You should talk with your healthcare provider prior to taking amoxapine if you have:
- Bipolar disorder or a family history of bipolar disorder (also known as manic depression)
- A history of suicide attempts or suicidal thoughts
- Worsening anxiety or agitation
- Had a recent heart attack
- Heart problems, including heart disease
- Seizures or epilepsy
- Bladder problems or difficulty passing urine
- An enlarged prostate (also known as benign prostatic hyperplasia or BPH)
- Any allergies, including allergies to foods, dyes, or preservatives.
Also, let your healthcare provider know if you:
- Are pregnant or thinking of becoming pregnant (see Amoxapine and Pregnancy)
- Are breastfeeding (see Amoxapine and Breastfeeding)
- Drink alcohol regularly.
Be sure to tell your healthcare provider about all other medicines you may be taking, including prescription and non-prescription medicines, vitamins, and herbal supplements.

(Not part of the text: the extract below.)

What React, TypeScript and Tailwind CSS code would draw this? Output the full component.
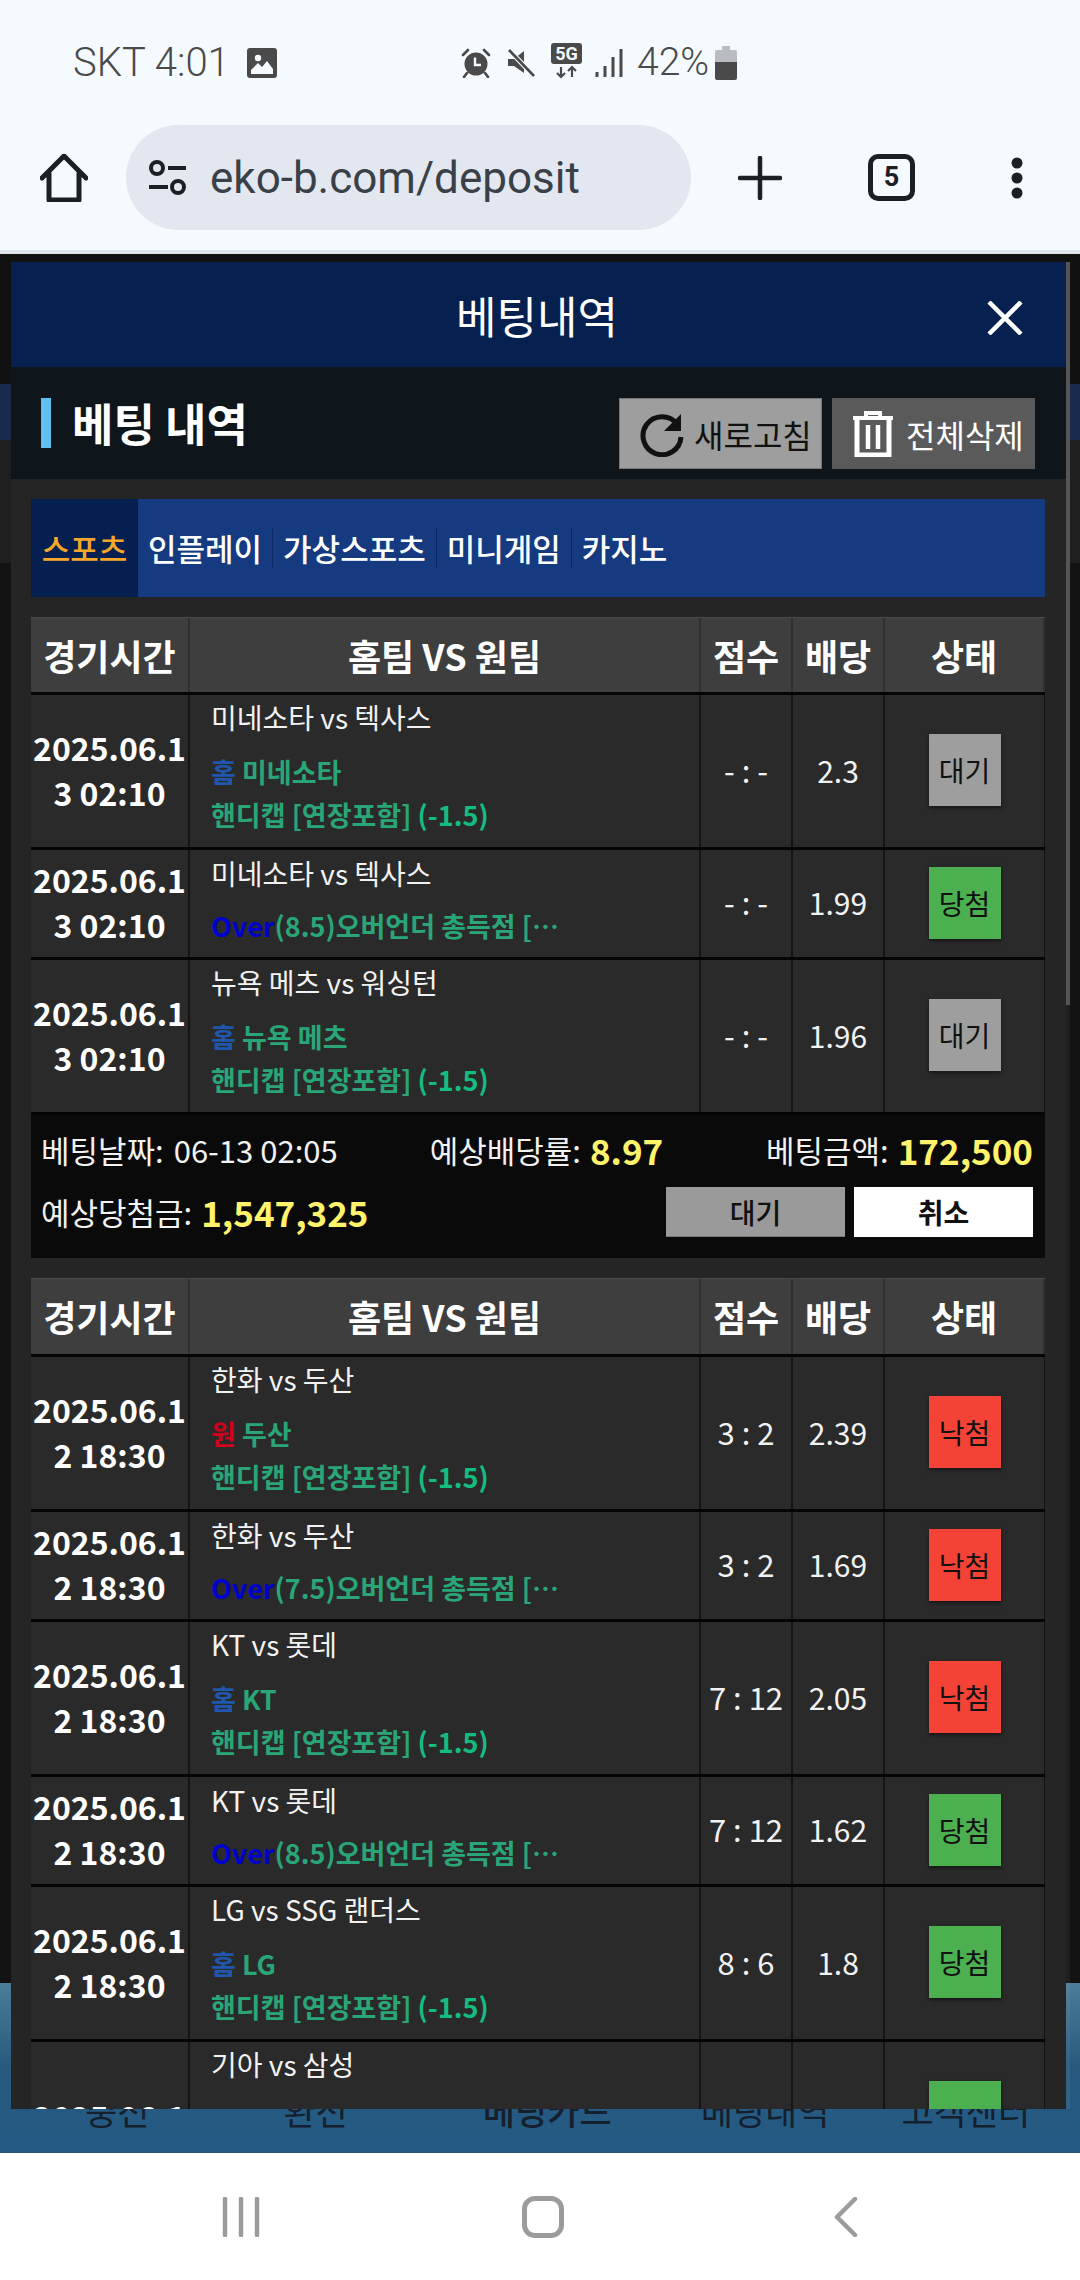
import React from "react";

const KR = "[font-family:'Noto_Sans_CJK_KR','Noto_Sans',sans-serif]";

type Row = {
  date: string;
  match: string;
  kind: "home" | "away" | "over" | "cut";
  pick?: string;
  score?: string;
  odds?: string;
  status?: "대기" | "당첨" | "낙첨";
  box?: string;
};

const statusClass: Record<string, string> = {
  대기: "bg-[#9e9e9e]",
  당첨: "bg-[#4caf50]",
  낙첨: "bg-[#f44336]",
};

function Handicap() {
  return (
    <div className="h-[43px] leading-[43px] text-[27px] text-[#2aa578] font-bold">
      핸디캡 [연장포함] <span className="text-[#13bd80]">(-1.5)</span>
    </div>
  );
}

function Head({ tall }: { tall?: boolean }) {
  const th = "flex items-center justify-center border-r-2 border-[#303030] text-[36px] font-bold text-white pb-px";
  return (
    <div className={`flex bg-[#3e3e3e] border-t border-[#4a4a4a] ${tall ? "h-[76px]" : "h-[75px]"}`}>
      <div className={`${th} w-[159px]`}>경기시간</div>
      <div className={`${th} w-[511px]`}>홈팀 VS 원팀</div>
      <div className={`${th} w-[92px]`}>점수</div>
      <div className={`${th} w-[92px]`}>배당</div>
      <div className={`${th} w-[160px] border-r-0`}>상태</div>
    </div>
  );
}

function Line({ r }: { r: Row }) {
  const cell = "flex items-center justify-center border-r-2 border-[#141414]";
  const tall = r.kind !== "over";
  return (
    <div className={`flex bg-[#2a2a2a] border-r border-[#141414] w-[1014px] ${tall ? "h-[152px]" : "h-[107px]"}`}>
      <div className={`${cell} w-[159px]`}>
        <div className="w-full break-all text-center text-[32px] leading-[45px] font-bold text-white -mt-[3px]">{r.date}</div>
      </div>
      <div className={`w-[511px] border-r-2 border-[#141414] pl-[21px] text-[28px] ${tall ? "pt-0" : "pt-px"}`}>
        <div className={`h-[44px] leading-[44px] text-[#f2f2f2] ${tall ? "mb-[11px]" : "mb-[9px]"}`}>{r.match}</div>
        {r.kind === "over" && (
          <div className="w-[372px] truncate h-[43px] leading-[43px] text-[27px] text-[#2aa578] font-bold">
            <span className="text-[#0000cd]">Over</span>
            {r.pick}오버언더 총득점 [연장포함]
          </div>
        )}
        {(r.kind === "home" || r.kind === "away") && (
          <>
            <div className="h-[43px] leading-[43px] text-[27px] font-bold text-[#2aa578]">
              <span className={r.kind === "home" ? "text-[#1f57ad]" : "text-[#d0021b]"}>
                {r.kind === "home" ? "홈" : "원"}
              </span>{" "}
              {r.pick}
            </div>
            <Handicap />
          </>
        )}
      </div>
      <div className={`${cell} w-[92px] text-[31px] text-[#f2f2f2] whitespace-pre pb-[2px]`}>{r.score}</div>
      <div className={`${cell} w-[92px] text-[30px] text-[#f2f2f2] pb-[2px]`}>{r.odds}</div>
      <div className="flex items-center justify-center w-[159px] pb-[2px]">
        <div
          className={`flex items-center justify-center w-[72px] h-[72px] text-[28px] text-[#111] shadow-[0_2px_4px_rgba(0,0,0,0.5)] ${r.box ?? statusClass[r.status ?? "대기"]}`}
        >
          {r.status}
        </div>
      </div>
    </div>
  );
}

const first: Row[] = [
  { date: "2025.06.13 02:10", match: "미네소타 vs 텍사스", kind: "home", pick: "미네소타", score: "- : -", odds: "2.3", status: "대기" },
  { date: "2025.06.13 02:10", match: "미네소타 vs 텍사스", kind: "over", pick: "(8.5)", score: "- : -", odds: "1.99", status: "당첨" },
  { date: "2025.06.13 02:10", match: "뉴욕 메츠 vs 워싱턴", kind: "home", pick: "뉴욕 메츠", score: "- : -", odds: "1.96", status: "대기" },
];

const second: Row[] = [
  { date: "2025.06.12 18:30", match: "한화 vs 두산", kind: "away", pick: "두산", score: "3 : 2", odds: "2.39", status: "낙첨" },
  { date: "2025.06.12 18:30", match: "한화 vs 두산", kind: "over", pick: "(7.5)", score: "3 : 2", odds: "1.69", status: "낙첨" },
  { date: "2025.06.12 18:30", match: "KT vs 롯데", kind: "home", pick: "KT", score: "7 : 12", odds: "2.05", status: "낙첨" },
  { date: "2025.06.12 18:30", match: "KT vs 롯데", kind: "over", pick: "(8.5)", score: "7 : 12", odds: "1.62", status: "당첨" },
  { date: "2025.06.12 18:30", match: "LG vs SSG 랜더스", kind: "home", pick: "LG", score: "8 : 6", odds: "1.8", status: "당첨" },
  { date: "2025.06.1", match: "기아 vs 삼성", kind: "cut", box: "bg-[#4caf50]" },
];

function Summary() {
  const num = "text-[35px] font-bold text-[#fff36b] ml-[9px]";
  return (
    <div className="bg-[#0a0a0a] h-[143px] pl-[10px] pr-[12px] text-[31px] text-[#f2f2f2]">
      <div className="flex items-center h-[68px] pt-[2px]">
        <span>베팅날짜:</span>
        <span className="ml-[10px]">06-13 02:05</span>
        <span className="ml-[92px]">예상배당률:</span>
        <span className={num}>8.97</span>
        <span className="ml-auto">베팅금액:</span>
        <span className={num}>172,500</span>
      </div>
      <div className="flex items-center h-[50px] mt-[4px]">
        <span>예상당첨금:</span>
        <span className={num}>1,547,325</span>
        <button className="ml-auto w-[179px] h-[50px] bg-[#9a9a9a] border-b border-[#777] text-[28px] font-medium text-[#111]">대기</button>
        <button className="ml-[9px] w-[179px] h-[50px] bg-white text-[28px] font-bold text-[#111]">취소</button>
      </div>
    </div>
  );
}

function StatusIcons() {
  return (
    <>
      <svg className="w-[30px] h-[30px] ml-[184px]" viewBox="0 0 30 30">
        <circle cx="15" cy="16" r="11.5" fill="#4a4a4a" />
        <path d="M14 9.5v7.5h6" stroke="#f5faff" strokeWidth="2.4" fill="none" />
        <path d="M2 7l5-5M28 7l-5-5M6 25l-3 4M24 25l3 4" stroke="#4a4a4a" strokeWidth="2.6" fill="none" strokeLinecap="round" />
      </svg>
      <svg className="w-[30px] h-[30px] ml-[15px]" viewBox="0 0 30 30">
        <path d="M2 11h6l10-8v22l-10-7H2z" fill="#4a4a4a" />
        <path d="M3 2l25 26" stroke="#f5faff" strokeWidth="5" />
        <path d="M3 2l25 26" stroke="#4a4a4a" strokeWidth="2.6" />
      </svg>
      <svg className="w-[31px] h-[36px] ml-[15px] -mt-[3px]" viewBox="0 0 31 36">
        <rect x="0" y="0" width="31" height="21" rx="3" fill="#4a4a4a" />
        <text x="15.5" y="17" textAnchor="middle" fontSize="18" fontWeight="700" fill="#f5faff" fontFamily="Roboto, sans-serif">5G</text>
        <path d="M10 24v10M6 30l4 4 4-4M21 34V24M17 28l4-4 4 4" stroke="#4a4a4a" strokeWidth="2.2" fill="none" />
      </svg>
      <svg className="w-[28px] h-[30px] ml-[13px]" viewBox="0 0 28 30">
        <path d="M2 24v5M10 18v11M18 9v20M26 1v28" stroke="#4a4a4a" strokeWidth="3" fill="none" />
      </svg>
    </>
  );
}

export default function App() {
  return (
    <div className={`relative w-[1080px] h-[2280px] overflow-hidden flex flex-col ${KR}`}>
      {/* browser chrome */}
      <div className="bg-[#f5faff] h-[254px] border-b-4 border-[#dfe4ea]">
        <div className="flex items-center h-[125px] pl-[73px] text-[40px] text-[#4a4a4a] font-['Roboto',sans-serif] font-light">
          <span className="w-[152px] whitespace-nowrap">SKT 4:01</span>
          <svg className="w-[30px] h-[30px] ml-[22px]" viewBox="0 0 30 30">
            <rect width="30" height="30" rx="3" fill="#4a4a4a" />
            <circle cx="11" cy="10" r="3.2" fill="#f5faff" />
            <path d="M4 26v-4l7-7 4 4 5-6 6 8v5z" fill="#f5faff" />
          </svg>
          <StatusIcons />
          <span className="ml-[14px] w-[73px] text-[39px] whitespace-nowrap">42%</span>
          <svg className="w-[22px] h-[34px] ml-[5px]" viewBox="0 0 22 34">
            <path d="M7 0h8v4h5a2 2 0 012 2v10H0V6a2 2 0 012-2h5z" fill="#b9bcc0" />
            <path d="M0 16h22v16a2 2 0 01-2 2H2a2 2 0 01-2-2z" fill="#4a4a4a" />
          </svg>
        </div>
        <div className="flex items-center h-[105px]">
          <svg className="w-[48px] h-[48px] ml-[40px]" viewBox="0 0 48 48">
            <path d="M2 24L24 2l22 22M9 19v27h30V19" fill="none" stroke="#1c2024" strokeWidth="5" strokeLinejoin="round" strokeLinecap="round" />
          </svg>
          <div className="flex items-center ml-[38px] w-[565px] h-[105px] rounded-full bg-[#e2e7f0] pl-[22px]">
            <svg className="w-[40px] h-[38px]" viewBox="0 0 40 38">
              <circle cx="9" cy="9" r="6" fill="none" stroke="#1c2024" strokeWidth="4" />
              <path d="M20 9h18M1 28h19" stroke="#1c2024" strokeWidth="4" />
              <circle cx="30" cy="28" r="6" fill="none" stroke="#1c2024" strokeWidth="4" />
            </svg>
            <span className="ml-[22px] text-[44px] text-[#3a4048] font-['Roboto',sans-serif]">eko-b.com/deposit</span>
          </div>
          <svg className="w-[44px] h-[44px] ml-[47px]" viewBox="0 0 44 44">
            <path d="M22 2v40M2 22h40" stroke="#1c2024" strokeWidth="4.5" strokeLinecap="round" />
          </svg>
          <div className="flex items-center justify-center w-[47px] h-[47px] ml-[86px] rounded-[10px] border-[5px] border-[#1c2024] text-[27px] font-bold text-[#1c2024] font-['Roboto',sans-serif]">
            5
          </div>
          <svg className="w-[12px] h-[42px] ml-[96px]" viewBox="0 0 12 42">
            <circle cx="6" cy="6" r="5.5" fill="#1c2024" />
            <circle cx="6" cy="21" r="5.5" fill="#1c2024" />
            <circle cx="6" cy="36" r="5.5" fill="#1c2024" />
          </svg>
        </div>
      </div>

      {/* page behind the dialog */}
      <div className="h-[130px] bg-[#111111]" />
      <div className="h-[56px] bg-[#1a2a4f]" />
      <div className="h-[123px] bg-[#1f1f1f]" />
      <div className="h-[1420px] bg-[#131313]" />
      <div className="h-[170px] bg-gradient-to-b from-[#4b7d98] via-[#27597d] to-[#245a85] flex items-end pb-[19px] text-[35px] leading-[48px] text-[#14202c]">
        <span className="ml-[85px]">충전</span>
        <span className="ml-[134px]">환전</span>
        <span className="ml-[135px] font-medium">베팅카드</span>
        <span className="ml-[89px]">베팅내역</span>
        <span className="ml-[72px]">고객센터</span>
      </div>

      {/* gesture bar */}
      <div className="flex-1 bg-white flex items-center">
        <svg className="w-[38px] h-[40px] ml-[222px]" viewBox="0 0 38 40">
          <path d="M3 2v36M19 2v36M35 2v36" stroke="#9b9b9b" strokeWidth="4.5" strokeLinecap="round" />
        </svg>
        <div className="w-[42px] h-[42px] ml-[262px] rounded-[13px] border-[5px] border-[#9b9b9b]" />
        <svg className="w-[24px] h-[40px] ml-[270px]" viewBox="0 0 24 40">
          <path d="M21 2L3 20l18 18" fill="none" stroke="#9b9b9b" strokeWidth="4.5" strokeLinecap="round" strokeLinejoin="round" />
        </svg>
      </div>

      {/* dialog */}
      <div className="absolute left-[11px] top-[262px] w-[1059px] h-[1847px] flex overflow-hidden">
        <div className="w-[1055px] h-full bg-[#252525] overflow-hidden">
          <div className="relative flex items-center justify-center h-[105px] bg-[#06214f] text-[44px] text-white pr-[3px]">
            베팅내역
            <svg className="absolute left-[976px] top-[39px] w-[36px] h-[34px]" viewBox="0 0 36 34">
              <path d="M2 1l32 32M34 1L2 33" stroke="#fff" strokeWidth="4.5" />
            </svg>
          </div>
          <div className="flex items-start h-[112px] bg-[#0e151b] pt-[31px] pl-[30px]">
            <div className="w-[10px] h-[50px] bg-[#5fc0ef]" />
            <div className="ml-[21px] w-[176px] whitespace-nowrap text-[45px] leading-[50px] font-bold text-white">베팅 내역</div>
            <button className="flex items-center ml-[371px] w-[203px] h-[71px] bg-[#9e9e9e] border border-[#777] pl-[19px] text-[32px] text-[#111]">
              <svg className="w-[46px] h-[46px] shrink-0" viewBox="0 0 46 46">
                <path d="M38 13A19 19 0 1 0 42 26" fill="none" stroke="#111" strokeWidth="5" />
                <path d="M42 3v17H25z" fill="#111" />
              </svg>
              <span className="ml-[9px] whitespace-nowrap">새로고침</span>
            </button>
            <button className="flex items-center ml-[10px] w-[203px] h-[71px] bg-[#5a5a5a] pl-[20px] text-[32px] text-white">
              <svg className="w-[42px] h-[46px] shrink-0" viewBox="0 0 42 46">
                <path d="M1 7h40M14 7V2h14v5" fill="none" stroke="#fff" strokeWidth="4" />
                <path d="M5 8v36h32V8" fill="none" stroke="#fff" strokeWidth="5" />
                <path d="M16 14v24M26 14v24" stroke="#fff" strokeWidth="4.5" />
              </svg>
              <span className="ml-[12px] whitespace-nowrap">전체삭제</span>
            </button>
          </div>

          <div className="px-[20px] pt-[20px]">
            <div className="flex items-center h-[98px] w-[1014px] bg-[#163a7f] text-[31px] font-medium text-white">
              <div className="flex items-center justify-center w-[107px] h-full bg-[#041f50] text-[#f4a62a]">스포츠</div>
              <div className="ml-[10px] pr-[10px] border-r border-[#0d2a66] leading-[40px]">인플레이</div>
              <div className="ml-[10px] pr-[10px] border-r border-[#0d2a66] leading-[40px]">가상스포츠</div>
              <div className="ml-[10px] pr-[10px] border-r border-[#0d2a66] leading-[40px]">미니게임</div>
              <div className="ml-[10px]">카지노</div>
            </div>

            <div className="mt-[20px] flex flex-col gap-[3px] bg-[#050505] w-[1014px]">
              <Head />
              {first.map((r, i) => (
                <Line key={i} r={r} />
              ))}
              <Summary />
            </div>

            <div className="mt-[20px] flex flex-col gap-[3px] bg-[#050505] w-[1014px]">
              <Head tall />
              {second.map((r, i) => (
                <Line key={i} r={r} />
              ))}
            </div>
          </div>
        </div>
        <div className="relative w-[4px] h-full bg-[rgba(255,255,255,0.05)]">
          <div className="w-[4px] h-[743px] bg-[#555555]" />
        </div>
      </div>
    </div>
  );
}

(Click Precautions and Warnings With Amoxapine for more information on this topic, including information on who should not take the drug.)
Amoxapine belongs to a class of medications called tricyclic antidepressants, although it is sometimes classified as a "tetracyclic" antidepressant, due to its chemical structure. It is not entirely clear how amoxapine works.
It does affect several chemicals in the brain, including serotonin and norepinephrine. It is thought that maybe amoxapine allows these chemical to stay in the brain longer, which can help with depression symptoms. The medication also blocks dopamine receptors, which is why it is especially useful for psychotic depression.